Its main work focussed on Staircase House, a 15th-century merchants' warehouse and home with later additions, which had been semi-derelict for a number of years on Stockport's 750-year-old Market Place. The group successfully opposed plans to demolish the house.

Stockport Heritage was granted charitable status in 1988, and was renamed Stockport Heritage Trust. The objective of persuading the local civic authorities to take up the Staircase House project was achieved and the house became the flagship of a regeneration scheme for the historic town centre. The house opened to the public in 2005, after a £4 million restoration by Stockport Metropolitan Borough Council, as a restored historic town house (Staircase House itself) and the town's museum of local history (The Stockport Story Museum) – thus giving the borough two heritage sites under the same roof.

In 2001, Stockport Heritage Trust sponsored a Stockport friendship link with Dodge City, Kansas, in consideration of the many American descendants of the Dodge family, who emigrated from Offerton (DNA evidence from December 2015 conflicts with this assertion), in the Parish of Stockport, in the 17th century. Members of the Dodge Family Association (DFA) regularly visit their ancestral homes in Stockport, one of which is Staircase House (however DFA now considers East Coker, Somerset, to be the ancestral home of the Dodges in the United States).

Starting in 1992, Stockport Heritage Trust initiated a blue plaque programme commemorating various sites in the town including the birthplace of John Bradshaw, the republican regicide and Lord President of the Council of State of the puritan Commonwealth of 1649–53. The commemorative plaques now record sites and people throughout the town centre and a blue plaque trail was launched in 2007.

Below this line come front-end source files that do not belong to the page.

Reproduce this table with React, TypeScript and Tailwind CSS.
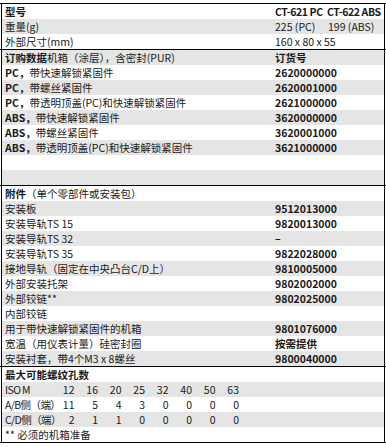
const font = { fontFamily: '"Noto Sans CJK SC", "Liberation Sans", sans-serif' };

type Row = { label: React.ReactNode; value?: React.ReactNode };

const Line = () => <div className="h-px w-[386px] bg-black" />;

const Rows = ({ rows, start = 0 }: { rows: Row[]; start?: number }) => (
  <div className="ml-px mr-px border-l border-r border-black">
    {rows.map((r, i) => (
      <div
        key={i}
        className={`flex h-[15px] items-center ${(i + start) % 2 === 1 ? "bg-[#e5e5e5]" : "bg-white"}`}
      >
        <div className="w-[273px] shrink-0 pl-[3px] whitespace-nowrap">{r.label}</div>
        <div className="whitespace-nowrap">{r.value}</div>
      </div>
    ))}
  </div>
);

const B = ({ children }: { children: React.ReactNode }) => <span className="font-bold">{children}</span>;

const isoHead = ["12", "16", "20", "25", "32", "40", "50", "63"];
const ab = ["11", "5", "4", "3", "0", "0", "0", "0"];
const cd = ["2", "1", "1", "0", "0", "0", "0", "0"];

const IsoRow = ({ label, vals, gray }: { label: string; vals: string[]; gray?: boolean }) => (
  <div className={`flex h-[15px] items-center ${gray ? "bg-[#e5e5e5]" : "bg-white"}`}>
    <div className="w-[49px] shrink-0 pl-[3px] whitespace-nowrap tracking-[-0.6px]">{label}</div>
    {vals.map((v, i) => (
      <div key={i} className="w-[23.5px] shrink-0 text-right">
        {v}
      </div>
    ))}
  </div>
);

export default function App() {
  return (
    <div className="w-[386px] h-[447px] bg-white pt-[3px] text-[10.5px] leading-[15px] text-[#1a1a1a]" style={font}>
      <Line />
      <Rows
        rows={[
          {
            label: <B>型号</B>,
            value: (
              <span className="flex font-bold tracking-[-0.4px]">
                <span className="w-[52px]">CT-621 PC</span>
                <span>CT-622 ABS</span>
              </span>
            ),
          },
          {
            label: "重量(g)",
            value: (
              <span className="flex">
                <span className="w-[53px]">225 (PC)</span>
                <span>199 (ABS)</span>
              </span>
            ),
          },
          { label: "外部尺寸(mm)", value: "160 x 80 x 55" },
        ]}
      />
      <Line />
      <Rows
        start={1}
        rows={[
          { label: <><B>订购数据</B>机箱（涂层），含密封(PUR)</>, value: <B>订货号</B> },
          { label: <><B>PC，</B>带快速解锁紧固件</>, value: <B>2620000000</B> },
          { label: <><B>PC，</B>带螺丝紧固件</>, value: <B>2620001000</B> },
          { label: <><B>PC，</B>带透明顶盖(PC)和快速解锁紧固件</>, value: <B>2621000000</B> },
          { label: <><B>ABS，</B>带快速解锁紧固件</>, value: <B>3620000000</B> },
          { label: <><B>ABS，</B>带螺丝紧固件</>, value: <B>3620001000</B> },
          { label: <><B>ABS，</B>带透明顶盖(PC)和快速解锁紧固件</>, value: <B>3621000000</B> },
          { label: "" },
          { label: "" },
        ]}
      />
      <Line />
      <Rows
        rows={[
          { label: <><B>附件</B>（单个零部件或安装包）</> },
          { label: "安装板", value: <B>9512013000</B> },
          { label: "安装导轨TS 15", value: <B>9820013000</B> },
          { label: "安装导轨TS 32", value: <B>–</B> },
          { label: "安装导轨TS 35", value: <B>9822028000</B> },
          { label: "接地导轨（固定在中央凸台C/D上）", value: <B>9810005000</B> },
          { label: "外部安装托架", value: <B>9802002000</B> },
          { label: "外部铰链**", value: <B>9802025000</B> },
          { label: "内部铰链" },
          { label: "用于带快速解锁紧固件的机箱", value: <B>9801076000</B> },
          { label: "宽温（用仪表计量）硅密封圈", value: <B>按需提供</B> },
          { label: "安装衬套，带4个M3 x 8螺丝", value: <B>9800040000</B> },
        ]}
      />
      <Line />
      <div className="ml-px mr-px border-l border-r border-black">
        <div className="flex h-[15px] items-center bg-white pl-[3px] font-bold">最大可能螺纹孔数</div>
        <IsoRow label="ISO M" vals={isoHead} gray />
        <IsoRow label="A/B侧（端）" vals={ab} />
        <IsoRow label="C/D侧（端）" vals={cd} gray />
        <div className="flex h-[15px] items-center bg-white pl-[3px]">** 必须的机箱准备</div>
      </div>
      <Line />
    </div>
  );
}
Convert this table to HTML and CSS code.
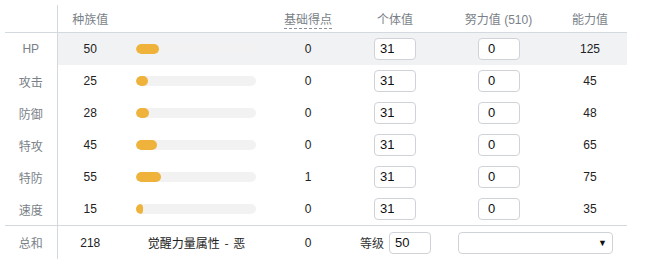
FILE: index.html
```html
<!DOCTYPE html>
<html lang="zh">
<head>
<meta charset="utf-8">
<link rel="stylesheet" href="styles.css">
</head>
<body>
<table class="stats">
  <colgroup>
    <col class="c-label"><col class="c-base"><col class="c-bar"><col class="c-pts"><col class="c-iv"><col class="c-ev"><col class="c-val">
  </colgroup>
  <thead>
    <tr>
      <th class="lbl"></th>
      <th>种族值</th>
      <th></th>
      <th><span class="dashed">基础得点</span></th>
      <th>个体值</th>
      <th>努力值 (510)</th>
      <th>能力值</th>
    </tr>
  </thead>
  <tbody>
    <tr class="hl">
      <td class="lbl">HP</td><td>50</td>
      <td><div class="track"><div class="fill" style="width:23px"></div></div></td>
      <td>0</td><td><div class="inp iv">31</div></td><td><div class="inp ev">0</div></td><td>125</td>
    </tr>
    <tr>
      <td class="lbl">攻击</td><td>25</td>
      <td><div class="track"><div class="fill" style="width:12px"></div></div></td>
      <td>0</td><td><div class="inp iv">31</div></td><td><div class="inp ev">0</div></td><td>45</td>
    </tr>
    <tr>
      <td class="lbl">防御</td><td>28</td>
      <td><div class="track"><div class="fill" style="width:13px"></div></div></td>
      <td>0</td><td><div class="inp iv">31</div></td><td><div class="inp ev">0</div></td><td>48</td>
    </tr>
    <tr>
      <td class="lbl">特攻</td><td>45</td>
      <td><div class="track"><div class="fill" style="width:21px"></div></div></td>
      <td>0</td><td><div class="inp iv">31</div></td><td><div class="inp ev">0</div></td><td>65</td>
    </tr>
    <tr>
      <td class="lbl">特防</td><td>55</td>
      <td><div class="track"><div class="fill" style="width:25px"></div></div></td>
      <td>1</td><td><div class="inp iv">31</div></td><td><div class="inp ev">0</div></td><td>75</td>
    </tr>
    <tr>
      <td class="lbl">速度</td><td>15</td>
      <td><div class="track"><div class="fill" style="width:7px"></div></div></td>
      <td>0</td><td><div class="inp iv">31</div></td><td><div class="inp ev">0</div></td><td>35</td>
    </tr>
  </tbody>
  <tfoot>
    <tr>
      <td class="lbl">总和</td><td>218</td>
      <td class="hp-type">觉醒力量属性 - 恶</td>
      <td>0</td>
      <td><div class="level"><span class="lv-label">等级</span><div class="inp lv">50</div></div></td>
      <td colspan="2"><div class="select"><span></span><span class="arrow">▼</span></div></td>
    </tr>
  </tfoot>
</table>
</body>
</html>
```

FILE: styles.css
```css
html, body {
  margin: 0;
  padding: 0;
  background: #fff;
}
body {
  padding: 5px 0 0 5px;
  font-family: "Liberation Sans", "Noto Sans CJK SC", sans-serif;
  font-size: 12px;
  color: #222;
}
.stats {
  border-collapse: collapse;
  table-layout: fixed;
  width: 622px;
}
.c-label { width: 52px; }
.c-base { width: 66px; }
.c-bar { width: 147px; }
.c-pts { width: 76px; }
.c-iv { width: 98px; }
.c-ev { width: 109px; }
.c-val { width: 74px; }

.stats th, .stats td {
  padding: 0;
  text-align: center;
  vertical-align: middle;
}
.stats th {
  height: 26px;
  font-weight: normal;
  color: #7a7f88;
  font-family: "Noto Sans CJK SC", "Liberation Sans", sans-serif;
  font-size: 12px;
  border-bottom: 1px solid #d4d8df;
  padding-bottom: 1px;
}
.stats thead th:nth-child(6) {
  font-family: "Liberation Sans", "Noto Sans CJK SC", sans-serif;
}
.stats .lbl {
  border-right: 1px solid #d4d8df;
  color: #7a7f88;
  font-family: "Liberation Sans", "Noto Sans CJK SC", sans-serif;
}
.stats tbody td {
  height: 32px;
}
.stats tbody tr.hl td:not(.lbl) {
  background: #f1f2f4;
}
.stats tfoot td {
  height: 33px;
  border-top: 1px solid #d4d8df;
}
.dashed {
  border-bottom: 1px dashed #8a8f98;
  padding-bottom: 1px;
}
.track {
  width: 120px;
  height: 10px;
  margin-left: 13px;
  border-radius: 5px;
  background: #f2f2f2;
  overflow: hidden;
}
.fill {
  height: 10px;
  border-radius: 5px;
  background: #efb23a;
}
.inp {
  box-sizing: border-box;
  width: 42px;
  height: 22px;
  border: 1px solid #cfd3d8;
  border-radius: 4px;
  background: #fff;
  text-align: left;
  line-height: 20px;
  font-size: 13px;
  color: #111;
}
.inp.iv { margin-left: 28px; padding-left: 5px; }
.inp.ev { margin-left: 34px; padding-left: 9px; }
.hp-type {
  color: #222;
  font-family: "Noto Sans CJK SC", "Liberation Sans", sans-serif;
  word-spacing: 2px;
}
.level {
  display: flex;
  align-items: center;
  justify-content: flex-start;
  gap: 5px;
  padding-left: 14px;
}
.lv-label {
  color: #333;
  font-family: "Noto Sans CJK SC", sans-serif;
}
.inp.lv { padding-left: 5px; }
.select {
  box-sizing: border-box;
  width: 155px;
  height: 22px;
  margin-left: 14px;
  border: 1px solid #cfd3d8;
  border-radius: 4px;
  display: flex;
  align-items: center;
  justify-content: space-between;
  padding: 0 5px 0 8px;
}
.arrow {
  font-size: 9px;
  color: #111;
}
```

Since 1999, Stockport Heritage Trust volunteers have run a free heritage centre open to the public on market days in the part-13th/14th century Parish Church on the Market Place. This building has also been the subject of a multimillion-pound restoration scheme. Alongside their changing exhibitions the Heritage Trust have an archive of several thousand local images accessible to visitors and trust members produce books, videos, pamphlets and a local Stockport Heritage Magazine. They are also involved in events, giving walks, talks and outreach on local heritage, including civic award schemes and committees on tourism and conservation.